Aware of the eagerness of audiences to find an answer, Blade Runner 2049 enters full-on troll mode during Deckard's meeting with Niander Wallace (Jared Leto). Talking to Deckard about his love for Rachael, Wallace says: "You were programmed well..." Cue exasperated gasps from the audience, only for that to be followed with: "If you were programmed. It's love, or mathematical precision."

In one sentence, Wallace acknowledges both sides of the debate. His behavior also ties in with the belief Deckard is human. He purchased the remnants of the Tyrell Corporation off the back of his ability as a genius synthetic engineer. Based on that, Wallace would know if Deckard was a replicant, or at least perform the relevant tests. Instead, by telling him he was "programmed," Wallace is trying to get under Deckard's skin. He knows he's human, but he also knows Deckard will have struggled with those doubts over the years due to his relationship with Rachael.

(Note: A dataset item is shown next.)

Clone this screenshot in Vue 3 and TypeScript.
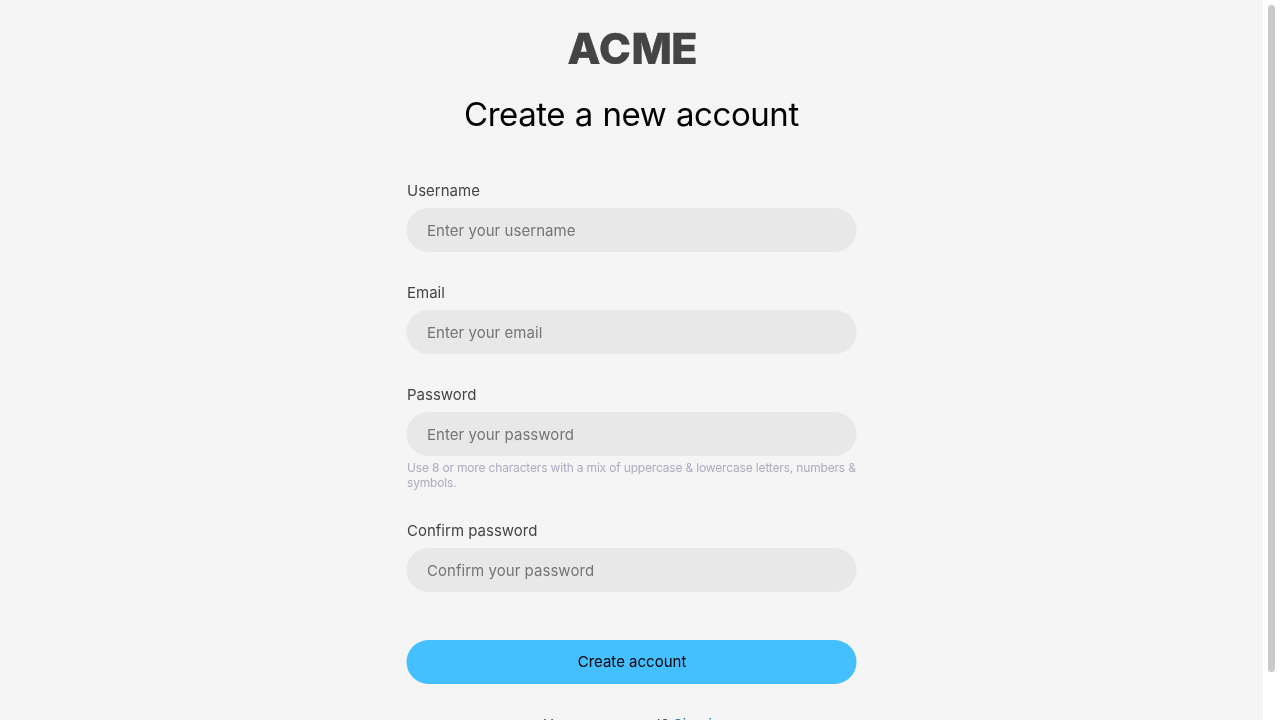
<script setup lang="ts">
interface Field {
  id: string
  label: string
  type: string
  placeholder: string
  hint?: string
}

const fields: Field[] = [
  { id: 'username', label: 'Username', type: 'text', placeholder: 'Enter your username' },
  { id: 'email', label: 'Email', type: 'email', placeholder: 'Enter your email' },
  {
    id: 'password',
    label: 'Password',
    type: 'password',
    placeholder: 'Enter your password',
    hint: 'Use 8 or more characters with a mix of uppercase & lowercase letters, numbers & symbols.',
  },
  { id: 'confirm', label: 'Confirm password', type: 'password', placeholder: 'Confirm your password' },
]
</script>

<template>
  <div class="window">
    <main class="page">
      <svg class="logo" viewBox="0 0 128 32" width="128" height="32" role="img" aria-label="ACME">
        <text x="-0.4 31 63.4 103.2" y="31.6">ACME</text>
      </svg>
      <h1>Create a new account</h1>
      <form @submit.prevent>
        <div v-for="f in fields" :key="f.id" class="field">
          <label :for="f.id">{{ f.label }}</label>
          <input :id="f.id" :type="f.type" :placeholder="f.placeholder" />
          <p v-if="f.hint" class="hint">{{ f.hint }}</p>
        </div>
        <button type="submit">Create account</button>
      </form>
      <p class="signin">Have an account? <a href="#">Sign in</a></p>
    </main>
    <div class="track"><div class="thumb"></div></div>
  </div>
</template>

<style>
html,
body {
  margin: 0;
  overflow: hidden;
}
</style>

<style scoped>
.window {
  display: flex;
  height: 720px;
  overflow: hidden;
  background: #fff;
  font-family: Inter, "Liberation Sans", sans-serif;
  font-size: 15px;
  color: #444;
}
.page {
  flex: 1;
  display: flex;
  flex-direction: column;
  align-items: center;
  box-sizing: border-box;
  padding-top: 32px;
  background: #f5f5f5;
}
.logo {
  display: block;
  flex: none;
  overflow: hidden;
  will-change: transform;
}
.logo text {
  font-family: Inter, sans-serif;
  font-size: 42.8px;
  font-weight: 800;
  fill: #444;
  stroke: #444;
  stroke-width: 0.5px;
}
h1 {
  margin: 30px 0 46px;
  font-size: 33px;
  line-height: 40px;
  font-weight: 400;
  letter-spacing: -0.44px;
  word-spacing: 0.8px;
  color: #000;
  will-change: transform;
}
form {
  width: 450px;
  padding: 0 4px;
  margin-left: 1px;
  transform: translateX(-0.5px);
  will-change: transform;
}
.field {
  margin-bottom: 30px;
}
label {
  display: block;
  height: 28px;
  padding-left: 0.5px;
  line-height: 22px;
  box-sizing: border-box;
}
input {
  display: block;
  box-sizing: border-box;
  width: 100%;
  height: 44px;
  margin: 0;
  padding: 0 20px 0 20.5px;
  border: 0;
  border-radius: 22px;
  background: #e8e8e8;
  font: inherit;
  letter-spacing: 0.04px;
  color: #444;
  outline: none;
}
input::placeholder {
  color: #757575;
}
.hint {
  margin: 4px -4px 0 0;
  padding-left: 0.5px;
  font-size: 12px;
  line-height: 15px;
  letter-spacing: -0.17px;
  color: #acacbf;
}
button {
  display: block;
  width: 100%;
  height: 44px;
  margin-top: 48px;
  padding: 0 0 1px 1px;
  border: 0;
  border-radius: 22px;
  background: #44bfff;
  font: inherit;
  color: #000;
}
.signin {
  flex: none;
  margin: 30px 0 0;
  line-height: 22px;
  letter-spacing: -0.06px;
  transform: translateY(0.4px);
  will-change: transform;
}
.signin a {
  color: #1a73b0;
  text-decoration: none;
}
.track {
  flex: none;
  width: 17px;
  box-sizing: border-box;
  padding: 5px 5px 0;
  background: #fff;
}
.thumb {
  height: 667px;
  border-radius: 4px;
  background: #cacaca;
}
</style>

Deckard's response to Wallace's interrogation technique is telling. Wallace has touched a nerve, Deckard grimaces as he says: "I know what's real." But he doesn't fully mean it. The doubt remains. This element of doubt takes inspiration from the novel the original Blade Runner is based on, Do Androids Dream of Electric Sheep? by Philip K. Dick. In the novel, Deckard is tormented by the thought that he can't be sure of his own nature. Dick wrote Deckard as human.

The beauty of Blade Runner 2049, and the ingredient that makes it remarkable, is that it'd be just as easy to argue the opposite. It's primed for multiple viewings, with each viewing guaranteed to throw up something new, something that'll change the perspective. So I'm prepared to be corrected on this. And if this perspective is wrong, the ending of the film doesn't lose any impact. Because ultimately, Villeneuve's film tells us that, replicant or not replicant, there is no divide.

Where do you stand on the debate? Did Blade Runner 2049 help you decide if Deckard is a replicant?